“WE’RE ON THE SHORES OF THE PACIFIC!”

The Great Salt Lake: Discovery and Early Exploration

While multiple explorers traveled through the region during the early 19th century, Bridger’s accounts remain the most widely documented. This summary combines historical records, Indigenous histories, and contemporary research to provide a balanced view of the discovery and exploration of the Great Salt Lake region.

Indigenous Presence

For thousands of years before European and American explorers arrived, the Great Salt Lake region was home to Indigenous peoples, including the Timpanogos, Shoshone, and Goshute. These communities lived along the valleys, rivers, and wetlands, relying on fishing, hunting, and gathering for survival. Their knowledge of the land and its resources was extensive, and the Great Salt Lake and surrounding lands were well-known long before non-Native explorers arrived.

Jim Bridger: Explorer and Mountain Man

James “Jim” Bridger (1804–1881) was one of the most prominent mountain men, scouts, and explorers of the American West.
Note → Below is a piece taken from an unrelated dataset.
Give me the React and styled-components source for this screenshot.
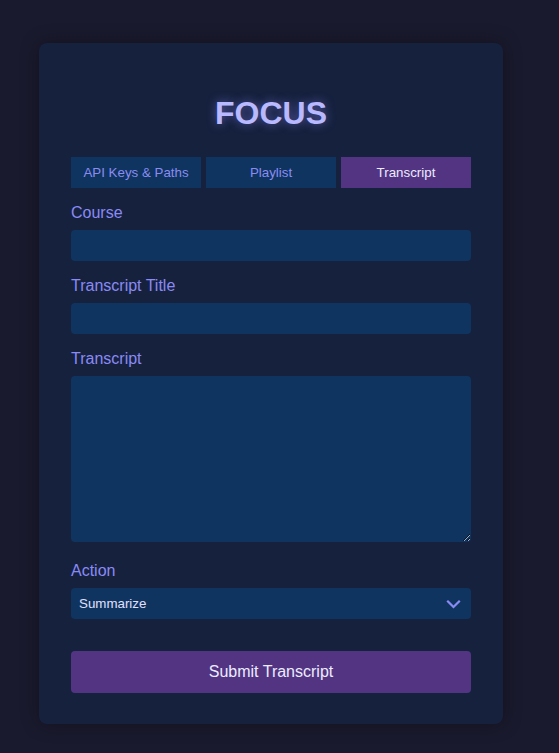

Born in Richmond, Virginia, Bridger came from a family of English ancestry with deep roots in early colonial America.

In 1824, at age twenty, Bridger joined a fur-trapping expedition traveling through present-day Utah. When the party debated where the Bear River emptied, Bridger decided to investigate. He constructed a small buffalo-skin boat, often called a “bullboat,” and navigated the river to its end. The river eventually led him into a vast inland lake. According to accounts, Bridger bent down to drink and discovered the water was salty, mistakenly thinking he had reached the Pacific Ocean.

Bridger had in fact discovered what is now known as the Great Salt Lake. His journey down the Bear River in 1824 is the earliest well-documented account of a non-indigenous reaching the lake, though other explorers may have arrived around the same time.

Historical Controversy

While Bridger is commonly credited as the documented discoverer of the Great Salt Lake, historical debate exists. French trapper Étienne Provost traveled into Utah in 1824 from Santa Fe under a Mexican license and may have entered the Salt Lake Valley that same year.

Provost’s party was attacked by a band of Snake indigenous, leaving him and a few survivors to flee east to the Green River, where they spent the winter near the mouth of the White River. The exact location of the attack remains uncertain. If it occurred along the Jordan or Weber rivers, Provost may have reached the lake before Bridger. If it occurred along the Provo River, he would have been about forty miles south of the lake.

Because evidence is limited, historians cannot definitively say who was first. Nevertheless, Bridger’s 1824 journey remains the earliest well-documented account, earning him recognition as the documented discoverer of the Great Salt Lake by American explorers.